In 1993, the “Azad Kashmir (PoK)” High Court upheld the position that Northern Areas was part of undivided state of Jammu and Kashmir politically, legally and constitutionally.

Before initialling the Simla agreement, Zulfikar Ali Bhutto had given verbal assurances to India to convert the LoC into an international boundary. He had literally begged of Mrs Indira Gandhi not to make his verbal commitment a part of the formal Agreement, for his ‘political survival’. The Iron lady obliged him but he and his successors backtracked.

When Benazir Bhutto was reminded of her father’s commitment, she simply said ‘circumstances had changed’ and much water had flowed down the Jhelum since then. Those were the days when proxy war was at its zenith. And it led the Pakistan establishment to believe “Kashmir was ripe for separation…. And India did not have political will to sustain Jammu and Kashmir as an integral part of India,” J N Dixit, India’s former Foreign Secretary, says in his book: “War and Peace”.

Pakistan had even questioned the sanctity of the LoC during Kargil conflict.
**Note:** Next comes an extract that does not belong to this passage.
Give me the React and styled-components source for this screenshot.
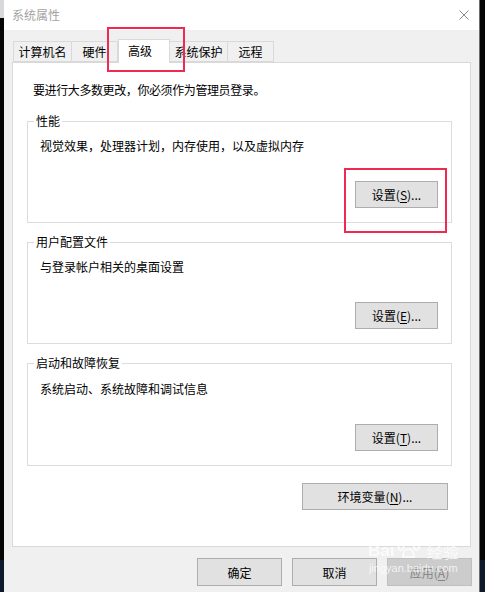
import React from 'react';
import styled, { createGlobalStyle } from 'styled-components';

const GlobalStyle = createGlobalStyle`
  html, body {
    margin: 0;
    padding: 0;
    background: #000;
  }
  body {
    font-family: "Noto Sans CJK SC", "Noto Sans", sans-serif;
    font-size: 12px;
    color: #000;
  }
`;

const Screen = styled.div`
  display: flex;
  width: 485px;
  height: 592px;
  overflow: hidden;
  position: relative;
`;

const Edge = styled.div`
  width: ${({ w }) => w}px;
  display: flex;
  flex-direction: column;
  background: #050505;
  border-left: ${({ line }) => (line ? '1px solid #6d6d6d' : 'none')};
`;

const EdgePart = styled.div`
  height: ${({ h }) => h}px;
  flex: ${({ grow }) => (grow ? 1 : 'none')};
  background: ${({ c }) => c};
`;

const Window = styled.div`
  width: 476px;
  display: flex;
  flex-direction: column;
  background: #f0f0f0;
`;

const TitleBar = styled.div`
  height: 30px;
  background: #fff;
  display: flex;
  align-items: center;
  justify-content: space-between;
  padding: 0 10px 0 8px;
`;

const TitleText = styled.span`
  color: #a3a3a3;
  font-size: 12px;
  line-height: 16px;
`;

const Body = styled.div`
  flex: 1;
  display: flex;
  flex-direction: column;
  padding: 9px 8px 0 8px;
`;

const TabRow = styled.div`
  display: flex;
  align-items: flex-end;
  padding-left: 1px;
  height: 23px;
`;

const Tab = styled.div`
  width: ${({ w }) => w}px;
  height: ${({ active }) => (active ? 24 : 21)}px;
  margin-bottom: ${({ active }) => (active ? -1 : 0)}px;
  background: ${({ active }) => (active ? '#fff' : '#f0f0f0')};
  border: 1px solid #d9d9d9;
  border-bottom: ${({ active }) => (active ? 'none' : '1px solid #d9d9d9')};
  border-left: ${({ first, active }) => (first || active ? '1px solid #d9d9d9' : 'none')};
  box-sizing: border-box;
  display: flex;
  align-items: center;
  justify-content: center;
  padding: 0 ${({ active }) => (active ? 8 : 0)}px ${({ active }) => (active ? 3 : 0)}px 0;
  position: relative;
  z-index: ${({ active }) => (active ? 2 : 1)};
  font-size: 12px;
`;

const Panel = styled.div`
  height: 485px;
  box-sizing: border-box;
  background: #fff;
  border: 1px solid #d9d9d9;
  display: flex;
  flex-direction: column;
`;

const Intro = styled.div`
  margin: 19px 0 0 20px;
  line-height: 16px;
  letter-spacing: -0.4px;
`;

const Group = styled.div`
  position: relative;
  margin: ${({ top }) => top}px 0 0 14px;
  width: 425px;
  height: ${({ h }) => h}px;
  box-sizing: border-box;
  border: 1px solid #dcdcdc;
  display: flex;
  flex-direction: column;
`;

const Legend = styled.span`
  position: absolute;
  top: -9px;
  left: 6px;
  padding: 0 2px;
  background: #fff;
  line-height: 16px;
`;

const Desc = styled.div`
  padding: ${({ top }) => top}px 0 0 12px;
  line-height: 16px;
`;

const Button = styled.button`
  width: ${({ w }) => w}px;
  height: ${({ h }) => h || 27}px;
  box-sizing: border-box;
  background: ${({ disabled }) => (disabled ? '#cccccc' : '#e1e1e1')};
  border: 1px solid ${({ disabled }) => (disabled ? '#bfbfbf' : '#adadad')};
  color: ${({ disabled }) => (disabled ? '#838383' : '#000')};
  font-family: inherit;
  font-size: 12px;
  padding: 0;
  display: flex;
  align-items: center;
  justify-content: center;
`;

const GroupButton = styled(Button)`
  align-self: flex-end;
  margin: auto 13px 14px 0;
`;

const EnvButton = styled(Button)`
  align-self: flex-end;
  margin: 17px 22px 0 0;
`;

const Key = styled.span`
  text-decoration: underline;
  text-underline-offset: 2px;
`;

const Footer = styled.div`
  display: flex;
  justify-content: flex-end;
  gap: 10px;
  padding: 11px 0 0 0;
  margin-right: -1px;
`;

const Highlight = styled.div`
  position: absolute;
  left: ${({ x }) => x}px;
  top: ${({ y }) => y}px;
  width: ${({ w }) => w}px;
  height: ${({ h }) => h}px;
  box-sizing: border-box;
  border: 2px solid #ee2a52;
  z-index: 5;
`;

const Watermark = styled.div`
  position: absolute;
  left: 368px;
  top: 538px;
  display: flex;
  flex-direction: column;
  align-items: center;
  color: rgba(255, 255, 255, 0.75);
  z-index: 6;
  pointer-events: none;
`;

const MarkTop = styled.div`
  display: flex;
  align-items: flex-end;
  font-family: "Liberation Sans", Arial, sans-serif;
  font-weight: bold;
  font-size: 17px;
  line-height: 18px;
  gap: 1px;
`;

const MarkCn = styled.span`
  font-family: "Noto Sans CJK SC", sans-serif;
  font-weight: 400;
  font-size: 16px;
  margin-left: 4px;
`;

const MarkUrl = styled.div`
  font-family: "Liberation Sans", Arial, sans-serif;
  font-size: 11px;
  line-height: 13px;
  margin-top: 2px;
`;

const Paw = () => (
  <svg width="26" height="22" viewBox="0 0 26 22">
    <g fill="none" stroke="rgba(255,255,255,0.85)" strokeWidth="1.6">
      <ellipse cx="6" cy="9" rx="2.5" ry="3" />
      <ellipse cx="11" cy="4" rx="2.5" ry="3" />
      <ellipse cx="17" cy="4" rx="2.5" ry="3" />
      <ellipse cx="21.5" cy="9" rx="2.5" ry="3" />
      <path d="M8 19 C8 13 11 11 13.5 11 C16 11 19 13 19 19 Z" />
    </g>
  </svg>
);

const CloseIcon = () => (
  <svg width="10" height="10" viewBox="0 0 10 10">
    <path d="M0.5 0.5 L9.5 9.5 M9.5 0.5 L0.5 9.5" stroke="#8a8a8a" strokeWidth="1" />
  </svg>
);

const tabs = [
  { label: '计算机名', w: 59 },
  { label: '硬件', w: 46 },
  { label: '高级', w: 52, active: true },
  { label: '系统保护', w: 58 },
  { label: '远程', w: 46 },
];

const groups = [
  { title: '性能', desc: '视觉效果，处理器计划，内存使用，以及虚拟内存', key: 'S', top: 23, h: 102, descTop: 16 },
  { title: '用户配置文件', desc: '与登录帐户相关的桌面设置', key: 'E', top: 19, h: 102, descTop: 16 },
  { title: '启动和故障恢复', desc: '系统启动、系统故障和调试信息', key: 'T', top: 19, h: 103, descTop: 17 },
];

export default function App() {
  return (
    <Screen>
      <GlobalStyle />
      <Edge w={4}>
        <EdgePart h={18} c="#d8d8d8" />
        <EdgePart grow c="#050505" />
        <EdgePart h={32} c="#0c1a2c" />
      </Edge>
      <Window>
        <TitleBar>
          <TitleText>系统属性</TitleText>
          <CloseIcon />
        </TitleBar>
        <Body>
          <TabRow>
            {tabs.map((t, i) => (
              <Tab key={t.label} w={t.w} active={t.active} first={i === 0}>
                {t.label}
              </Tab>
            ))}
          </TabRow>
          <Panel>
            <Intro>要进行大多数更改，你必须作为管理员登录。</Intro>
            {groups.map((g) => (
              <Group key={g.title} top={g.top} h={g.h}>
                <Legend>{g.title}</Legend>
                <Desc top={g.descTop}>{g.desc}</Desc>
                <GroupButton w={83}>
                  设置(<Key>{g.key}</Key>)...
                </GroupButton>
              </Group>
            ))}
            <EnvButton w={146}>
              环境变量(<Key>N</Key>)...
            </EnvButton>
          </Panel>
          <Footer>
            <Button w={85} h={28}>确定</Button>
            <Button w={85} h={28}>取消</Button>
            <Button w={85} h={28} disabled>
              应用(<Key>A</Key>)
            </Button>
          </Footer>
        </Body>
      </Window>
      <Edge w={5} line>
        <EdgePart grow c="#050505" />
        <EdgePart h={32} c="#0c1a2c" />
      </Edge>
      <Highlight x={107} y={27} w={78} h={45} />
      <Highlight x={344} y={168} w={103} h={65} />
      <Watermark>
        <MarkTop>
          <span>Bai</span>
          <Paw />
          <MarkCn>经验</MarkCn>
        </MarkTop>
        <MarkUrl>jingyan.baidu.com</MarkUrl>
      </Watermark>
    </Screen>
  );
}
It had claimed that there existed only a ‘working border’ between the two countries. The objective was to justify the intrusion. Given this track record of Pakistan, should India make a climb down on Siachen? Pakistan made its first attempt on the glacier in early 80s, as it felt the demarcation of LoC could be interpreted to justify the intrusion. India checkmated Pakistan by quickly deploying the army and setting up a network of well manned posts in the Siachen region in 1984.

General Pervez Musharraf was made the Brigade Commander of the Special Services Group in the glacial area and his task was to push back the Indian forces .He was responsible for a major attack on Bilafond La post in September 1987; the attack was repulsed. Will he give in now?

I visited Siachen glacier that year as a member of the press party that accompanied General Chibber, along with former Chief Minister Dr Farooq Abdullah. The guns were booming on either side of the Saltoro ridge, while our chopper was hovering over the white icy glacier. It was a memorable day.